Author Eugene Lin, MD, of the department of radiology at Virginia Mason Medical Center in Seattle, began the article with a general contrast between the career paths of radiologists who entered practice in 2005 and those who will be starting out in 2020.

In 2005, according to Lin, new radiologists were likely to join a practice with a secure hospital contract. The group he or she joined may also practice in outpatient centers that could be joint ventures with a hospital, owned by the practice or owned by a nonhospital business entity. Radiologists may eventually become partners in the practice, sharing the profits, which are determined largely by volume.

But the practice realm has begun to change.

“Because of recent changes in technical fee reimbursement, nonhospital outpatient imaging is less profitable for both radiologist owners and self-referring clinicians, and outpatient imaging will likely become increasingly hospital-based,” wrote Lin.

Lin predicted that new radiologists in 2020 will likely be employed by hospitals, multispecialty groups or nonhospital corporations, with those entering private practice joining groups that would be very large by today’s standards. Independent outpatient practice will be uncommon.
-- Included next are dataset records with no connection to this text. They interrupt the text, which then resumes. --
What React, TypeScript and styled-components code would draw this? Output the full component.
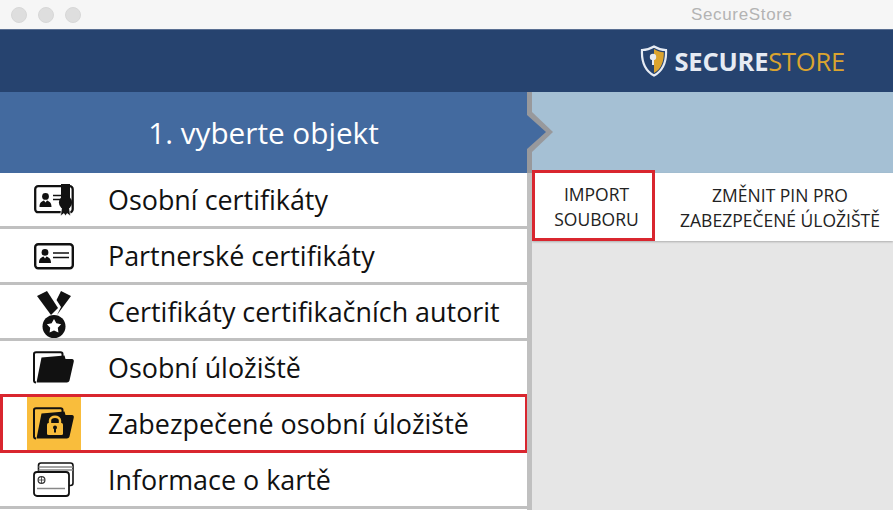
import React from "react";
import styled, { createGlobalStyle } from "styled-components";

const GlobalStyle = createGlobalStyle`
  html, body {
    margin: 0;
    padding: 0;
    background: #e6e6e6;
  }
`;

const Window = styled.div`
  width: 893px;
  height: 510px;
  overflow: hidden;
  display: flex;
  flex-direction: column;
  font-family: "Open Sans", sans-serif;
  background: #e6e6e6;
`;

const TitleBar = styled.div`
  height: 29px;
  flex: none;
  display: flex;
  align-items: center;
  gap: 11px;
  padding-left: 11px;
  box-sizing: border-box;
  background: #f6f6f6;
  position: relative;
`;

const Light = styled.span`
  width: 16px;
  height: 16px;
  border-radius: 50%;
  background: #dedede;
  border: 1px solid #d8d8d8;
  box-sizing: border-box;
`;

const WindowTitle = styled.span`
  position: absolute;
  left: 691px;
  top: 5px;
  font-family: "Liberation Sans", sans-serif;
  font-size: 17px;
  line-height: 20px;
  letter-spacing: 0.65px;
  color: #b3b3b3;
`;

const Header = styled.header`
  height: 63px;
  flex: none;
  display: flex;
  align-items: center;
  justify-content: flex-end;
  gap: 6px;
  padding-right: 48px;
  background: #26436f;
  border-top: 1px solid #5a6f92;
  box-sizing: border-box;
`;

const Logo = styled.div`
  display: flex;
  font-size: 25.5px;
  line-height: 30px;
  letter-spacing: -0.2px;
`;

const LogoBold = styled.span`
  font-weight: 700;
  color: #e6ebf3;
`;

const LogoLight = styled.span`
  font-weight: 400;
  color: #dba42f;
`;

const Body = styled.div`
  flex: 1;
  display: grid;
  grid-template-columns: 527px 5px 1fr;
  min-height: 0;
`;

const LeftPane = styled.section`
  display: flex;
  flex-direction: column;
  background: #fff;
`;

const StepHeader = styled.div`
  height: 81px;
  flex: none;
  display: flex;
  align-items: center;
  justify-content: center;
  box-sizing: border-box;
  background: #436a9f;
  color: #fff;
  font-size: 29.7px;
`;

const List = styled.div`
  display: flex;
  flex-direction: column;
`;

const Row = styled.div<{ $selected?: boolean }>`
  height: 56px;
  flex: none;
  display: flex;
  align-items: center;
  box-sizing: border-box;
  padding-left: 27px;
  background: #fff;
  border-bottom: 3px solid #c0c0c0;
  position: relative;
  color: #111;

  ${(p) =>
    p.$selected &&
    `
    &::after {
      content: "";
      position: absolute;
      left: 0;
      right: -1px;
      top: -3px;
      bottom: -3px;
      border: 3px solid #d9262f;
      pointer-events: none;
    }
  `}
`;

const IconCell = styled.div<{ $selected?: boolean }>`
  width: 54px;
  height: 53px;
  flex: none;
  display: flex;
  align-items: center;
  justify-content: center;
  background: ${(p) => (p.$selected ? "#f9bd3c" : "transparent")};
`;

const RowLabel = styled.span`
  margin: 0 0 0 27px;
  font-size: 26.9px;
  line-height: 32px;
  white-space: nowrap;
`;

const Divider = styled.div`
  background: linear-gradient(#98999c 81px, #c0c0c0 81px);
  position: relative;
`;

const Chevron = styled.svg`
  position: absolute;
  left: 0;
  top: 20px;
  z-index: 2;
`;

const RightPane = styled.section`
  display: flex;
  flex-direction: column;
  background: #e6e6e6;
`;

const RightBand = styled.div`
  height: 81px;
  flex: none;
  background: #a5c0d4;
`;

const Toolbar = styled.div`
  height: 68px;
  flex: none;
  display: flex;
  background: #fff;
  box-shadow: 0 1px 2px rgba(0, 0, 0, 0.25);
`;

const ToolButton = styled.button<{ $active?: boolean; $width: number }>`
  width: ${(p) => p.$width}px;
  flex: none;
  margin: 0;
  padding: ${(p) => (p.$active ? "2px 0 0 6px" : "1px 13px 0 25px")};
  background: #fff;
  font-family: inherit;
  font-size: 17.5px;
  line-height: 25px;
  color: #222;
  text-align: center;
  white-space: nowrap;
  box-sizing: border-box;
  border: ${(p) => (p.$active ? "3px solid #d9262f" : "none")};
  position: relative;
  top: ${(p) => (p.$active ? "-3px" : "0")};
  height: ${(p) => (p.$active ? "71px" : "68px")};
`;

const ShieldIcon = () => (
  <svg width="28" height="32" viewBox="0 0 28 32">
    <path
      d="M14 1.5 C10 4 6 5 2 5 C1.5 15 4 25 14 30.5 C24 25 26.5 15 26 5 C22 5 18 4 14 1.5 Z"
      fill="#26436f"
      stroke="#e6ebf3"
      strokeWidth="2.2"
    />
    <path d="M14 4 C17 6 20 7 23.8 7.2 C24 15 22 24 14 28 Z" fill="#dba42f" />
    <circle cx="13" cy="12" r="3.2" fill="#e6ebf3" />
    <rect x="12" y="13" width="2" height="7" fill="#e6ebf3" />
  </svg>
);

const Person = ({ x, y }: { x: number; y: number }) => (
  <g transform={`translate(${x} ${y})`} fill="#111">
    <circle cx="6" cy="3.4" r="3.4" />
    <path d="M0 14 C0 9.5 2.5 8.3 4.5 7.6 L6 9.5 L7.5 7.6 C9.5 8.3 12 9.5 12 14 Z" />
  </g>
);

const CertIcon = () => (
  <svg width="42" height="34" viewBox="0 0 42 34">
    <rect x="2.2" y="3.2" width="37.5" height="26" rx="3" fill="none" stroke="#111" strokeWidth="2.3" />
    <Person x={6.5} y={10} />
    <path d="M20 12.5 H28 M20 16.5 H28" stroke="#111" strokeWidth="1.5" />
    <rect x="28" y="1" width="9" height="16" fill="#111" />
    <path d="M29 22 L27.5 33 L31 30.5 L32.5 33 L34 30.5 L37.5 33 L36 22 Z" fill="#111" stroke="#fff" strokeWidth="0.7" />
    <circle cx="32.5" cy="19.5" r="6.6" fill="#111" />
  </svg>
);

const CardIcon = () => (
  <svg width="42" height="28" viewBox="0 0 42 28">
    <rect x="2.2" y="2.2" width="37.6" height="24" rx="3" fill="none" stroke="#111" strokeWidth="2.4" />
    <Person x={6} y={7} />
    <path d="M20 11 H36 M20 15.5 H36" stroke="#111" strokeWidth="1.5" />
  </svg>
);

const MedalIcon = () => (
  <svg width="36" height="52" viewBox="0 0 36 52">
    <path d="M1 10 L11 5 L22 22 L15 29 Z" fill="#111" />
    <path d="M35 10 L25 5 L20.5 14 L25 21 L21 29 Z" fill="#111" />
    <circle cx="18" cy="40.5" r="11.5" fill="#111" />
    <path
      d="M18 33 L20.35 37.26 L25.13 38.18 L21.8 41.74 L22.41 46.57 L18 44.5 L13.59 46.57 L14.2 41.74 L10.87 38.18 L15.65 37.26 Z"
      fill="#fff"
    />
  </svg>
);

const folderOutline = "M3 31.5 C1.8 31.5 1 30.7 1 29.5 V3 C1 2 1.8 1.2 3 1.2 H27.5 C28.5 1.2 29.5 2 29.5 3 V5";
const folderFront = "M8.5 6.5 L31.5 4.5 L32.5 8 H39 C40.4 8 41 9 40.8 10.5 L36.5 29.5 C36.2 30.8 35 31.5 34 31.5 H3.5 Z";

const FolderIcon = () => (
  <svg width="42" height="33" viewBox="0 0 42 33">
    <path d={folderOutline} fill="none" stroke="#111" strokeWidth="2" />
    <path d={folderFront} fill="#111" />
  </svg>
);

const LockFolderIcon = () => (
  <svg width="42" height="33" viewBox="0 0 42 33">
    <path d={folderOutline} fill="none" stroke="#111" strokeWidth="2" />
    <path d={folderFront} fill="#111" />
    <path d="M17 17 V13.5 C17 8.5 27 8.5 27 13.5 V17" fill="none" stroke="#f9bd3c" strokeWidth="2.4" />
    <rect x="14" y="16" width="16" height="12" rx="1.5" fill="#f9bd3c" />
    <circle cx="22" cy="20.5" r="2" fill="#111" />
    <rect x="21" y="21" width="2" height="4.5" fill="#111" />
  </svg>
);

const CardsIcon = () => (
  <svg width="42" height="35" viewBox="0 0 42 35">
    <path
      d="M5.5 9 V3.5 C5.5 2 6.5 1 8 1 H37.5 C39 1 40 2 40 3.5 V21 C40 22.5 39 23.5 37.5 23.5 H36"
      fill="none"
      stroke="#111"
      strokeWidth="1.6"
    />
    <path d="M5.5 5 H40 M5.5 8 H40" stroke="#888" strokeWidth="1.4" />
    <rect x="1" y="10" width="35" height="24" rx="3" fill="#fff" stroke="#111" strokeWidth="1.8" />
    <circle cx="8.5" cy="18" r="3.4" fill="none" stroke="#333" strokeWidth="1.2" />
    <path d="M5.5 18 H11.5 M8.5 15 V21" stroke="#333" strokeWidth="0.8" />
    <path d="M4 26.5 H32" stroke="#888" strokeWidth="1.5" />
  </svg>
);

const items = [
  { label: "Osobní certifikáty", icon: <CertIcon /> },
  { label: "Partnerské certifikáty", icon: <CardIcon /> },
  { label: "Certifikáty certifikačních autorit", icon: <MedalIcon /> },
  { label: "Osobní úložiště", icon: <FolderIcon /> },
  { label: "Zabezpečené osobní úložiště", icon: <LockFolderIcon />, selected: true },
  { label: "Informace o kartě", icon: <CardsIcon /> },
];

export default function App() {
  return (
    <Window>
      <GlobalStyle />
      <TitleBar>
        <Light />
        <Light />
        <Light />
        <WindowTitle>SecureStore</WindowTitle>
      </TitleBar>
      <Header>
        <ShieldIcon />
        <Logo>
          <LogoBold>SECURE</LogoBold>
          <LogoLight>STORE</LogoLight>
        </Logo>
      </Header>
      <Body>
        <LeftPane>
          <StepHeader>1. vyberte objekt</StepHeader>
          <List>
            {items.map((item) => (
              <Row key={item.label} $selected={item.selected}>
                <IconCell $selected={item.selected}>{item.icon}</IconCell>
                <RowLabel>{item.label}</RowLabel>
              </Row>
            ))}
          </List>
        </LeftPane>
        <Divider>
          <Chevron width="27" height="40" viewBox="0 0 27 40">
            <path d="M0 3 L5 0 L26 20 L5 40 L0 37 Z" fill="#98999c" />
            <path d="M0 3 L19 20 L0 37 Z" fill="#436a9f" />
          </Chevron>
        </Divider>
        <RightPane>
          <RightBand />
          <Toolbar>
            <ToolButton $active $width={123}>
              IMPORT
              <br />
              SOUBORU
            </ToolButton>
            <ToolButton $width={238}>
              ZMĚNIT PIN PRO
              <br />
              ZABEZPEČENÉ ÚLOŽIŠTĚ
            </ToolButton>
          </Toolbar>
        </RightPane>
      </Body>
    </Window>
  );
}
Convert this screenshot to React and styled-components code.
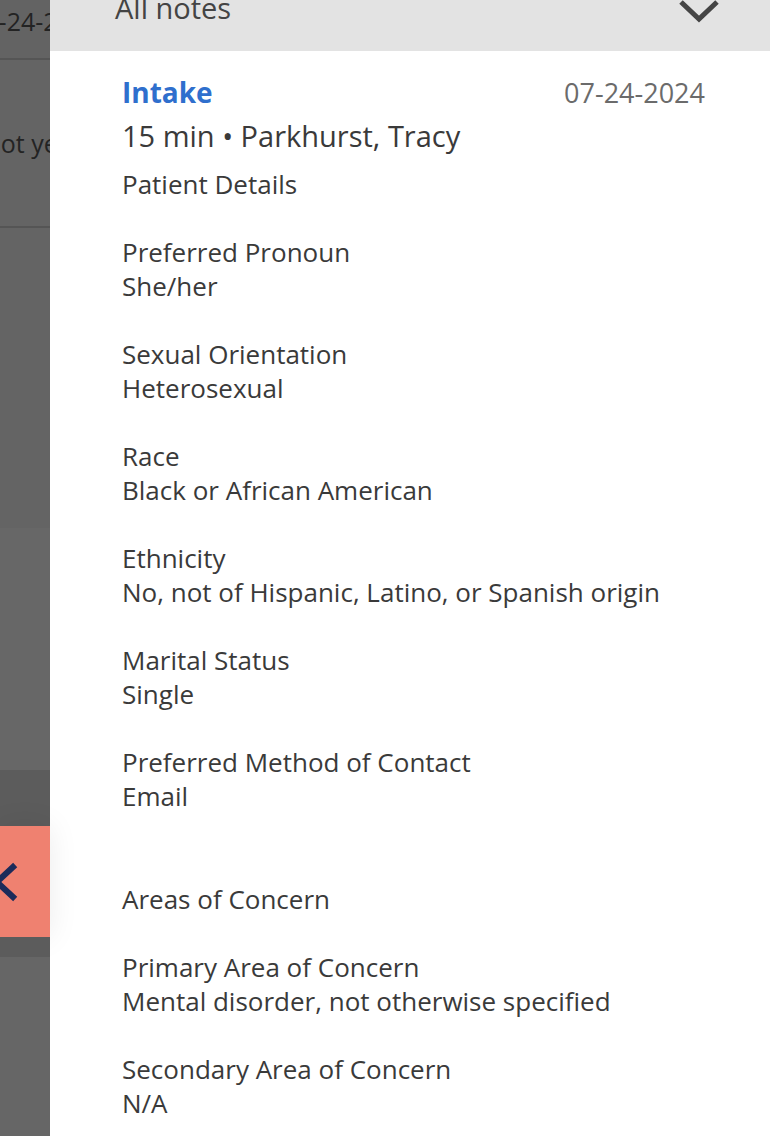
import React from "react";
import styled, { createGlobalStyle } from "styled-components";

const GlobalStyle = createGlobalStyle`
  html, body { margin: 0; padding: 0; background: #ffffff; }
  body { font-family: "Open Sans", Lato, Arial, sans-serif; overflow: hidden; }
  * { box-sizing: border-box; }
`;

const fields = [
  { label: "Preferred Pronoun", value: "She/her" },
  { label: "Sexual Orientation", value: "Heterosexual" },
  { label: "Race", value: "Black or African American" },
  { label: "Ethnicity", value: "No, not of Hispanic, Latino, or Spanish origin" },
  { label: "Marital Status", value: "Single" },
  { label: "Preferred Method of Contact", value: "Email" },
];

const concerns = [
  { label: "Primary Area of Concern", value: "Mental disorder, not otherwise specified" },
  { label: "Secondary Area of Concern", value: "N/A" },
];

export default function App() {
  return (
    <>
      <GlobalStyle />
      <Screen>
        <Backdrop>
          <BackRow height={58} tone="#636363">
            <BackText offset={-30} top={6}>07-24-2024</BackText>
          </BackRow>
          <Divider />
          <BackRow height={166} tone="#646464">
            <BackText offset={-18} top={68}>Not yet signed</BackText>
          </BackRow>
          <Divider />
          <BackRow height={300} tone="#646464" />
          <BackRow height={242} tone="#676767" />
          <BackRow height={56} tone="#5c5c5c" />
          <ToggleButton aria-label="Back">
            <svg width="24" height="40" viewBox="0 0 24 40">
              <path d="M13 5 L-3 20 L13 35" fill="none" stroke="#1c2b5a" strokeWidth="6" strokeLinecap="square" />
            </svg>
          </ToggleButton>
          <BackRow height={20} tone="#5c5c5c" />
          <BackRow height={200} tone="#666666" />
        </Backdrop>

        <Panel>
          <FilterBar>
            <FilterLabel>All notes</FilterLabel>
            <svg width="42" height="24" viewBox="0 0 42 24">
              <path d="M3 3 L21 20 L39 3" fill="none" stroke="#444" strokeWidth="5" />
            </svg>
          </FilterBar>

          <Note>
            <NoteHead>
              <NoteTitle>Intake</NoteTitle>
              <NoteDate>07-24-2024</NoteDate>
            </NoteHead>
            <NoteMeta>15 min • Parkhurst, Tracy</NoteMeta>
            <SectionTitle>Patient Details</SectionTitle>

            <FieldList>
              {fields.map((f) => (
                <Field key={f.label}>
                  <Line>{f.label}</Line>
                  <Line>{f.value}</Line>
                </Field>
              ))}
            </FieldList>

            <SectionTitle spaced>Areas of Concern</SectionTitle>
            <FieldList>
              {concerns.map((f) => (
                <Field key={f.label}>
                  <Line>{f.label}</Line>
                  <Line>{f.value}</Line>
                </Field>
              ))}
            </FieldList>
          </Note>
        </Panel>
      </Screen>
    </>
  );
}

const Screen = styled.div`
  display: flex;
  width: 770px;
  height: 1136px;
  overflow: hidden;
`;

const Backdrop = styled.div`
  width: 50px;
  flex: none;
  display: flex;
  flex-direction: column;
  background: #666666;
  position: relative;
  z-index: 2;
`;

const BackRow = styled.div`
  height: ${(p) => p.height}px;
  flex: none;
  background: ${(p) => p.tone};
  overflow: hidden;
`;

const BackText = styled.div`
  margin: ${(p) => p.top}px 0 0 ${(p) => p.offset}px;
  white-space: nowrap;
  font-size: 25px;
  line-height: 30px;
  color: #232323;
`;

const Divider = styled.div`
  height: 2px;
  flex: none;
  background: #555555;
`;

const ToggleButton = styled.button`
  height: 111px;
  width: 50px;
  flex: none;
  border: 0;
  padding: 0;
  background: #ef8170;
  display: flex;
  align-items: center;
  box-shadow: 0 0 30px rgba(0, 0, 0, 0.08);
`;

const Panel = styled.div`
  flex: 1;
  background: #ffffff;
  position: relative;
  z-index: 1;
`;

const FilterBar = styled.div`
  margin-top: -29px;
  height: 80px;
  background: #e3e3e3;
  display: flex;
  align-items: center;
  justify-content: space-between;
  padding: 0 50px 0 65px;
`;

const FilterLabel = styled.span`
  font-size: 29px;
  line-height: 30px;
  margin-top: -6px;
  color: #444444;
`;

const Note = styled.div`
  padding: 22px 65px 0 72px;
  color: #3a3a3a;
`;

const NoteHead = styled.div`
  display: flex;
  justify-content: space-between;
  align-items: baseline;
`;

const NoteTitle = styled.span`
  font-size: 28px;
  font-weight: 700;
  color: #2f6fcd;
  line-height: 38px;
`;

const NoteDate = styled.span`
  font-size: 27px;
  color: #6b6b6b;
`;

const NoteMeta = styled.div`
  font-size: 29px;
  line-height: 42px;
  margin-top: 4px;
`;

const SectionTitle = styled.div`
  font-size: 26px;
  line-height: 34px;
  margin-top: ${(p) => (p.spaced ? "69px" : "10px")};
`;

const FieldList = styled.div`
  display: flex;
  flex-direction: column;
  gap: 34px;
  margin-top: 34px;
`;

const Field = styled.div`
  display: flex;
  flex-direction: column;
`;

const Line = styled.div`
  font-size: 26px;
  line-height: 34px;
`;
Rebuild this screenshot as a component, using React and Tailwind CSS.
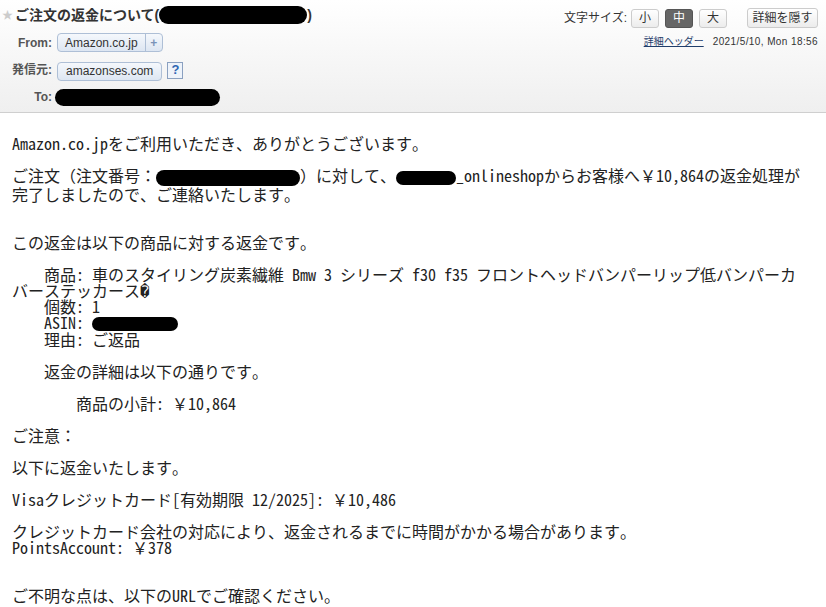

There will also be less security in practices because local groups will be competing with national practices for hospital contracts, according to the article.

The American Board of Radiology exam will no longer be the definitive designation of quality and radiologists will be asked to provide additional evidence that the work they do is valuable, with studies that don’t meet certain metrics for performance and interpretation being reimbursed less or not at all, according to Lin.

The author was skeptical of sentiments that imaging volume will continue to increase regardless of cost-saving measures because of an aging population and the development of new imaging techniques.

"It is very difficult to imagine any scenario in which payors will allow overall imaging costs to rise substantially,” wrote Lin. “There is substantial room for decreasing imaging volume if inappropriate, self-referred and defensive imaging can be limited.”

He outlined three general trends that radiologists can expect going forward:

  • A substantial decrease in financial incentives encouraging increased imaging volumes, and a shift toward incentivizing quality and value;
    • Radiologists will have to prove their value to hospitals and payors relative to other radiologists and practices beyond their board certification; and
    • Increased commoditization of radiology services.

    The growth of teleradiology is an example of commoditization, and Lin said radiologists must adapt to its existence in the marketplace. As more radiologists are attracted to teleradiology, for any number of reasons including geographic flexibility, lifestyle and income, there is an increased possibility of commoditization.

    Likely scenarios for effectively controlling imaging costs will include explicit controls, such as decision support systems and prior authorization; indirect controls, such as bundled payments and shared savings; and decreased technical and professional reimbursement. The accountable care organization model may become a more prominent feature in the future of healthcare delivery, according to Lin.

    Of course, these are merely predictions, and Lin reminded readers of challenges of predicting trends with a Yogi Berra quote: “It is tough to make predictions, especially about the future.”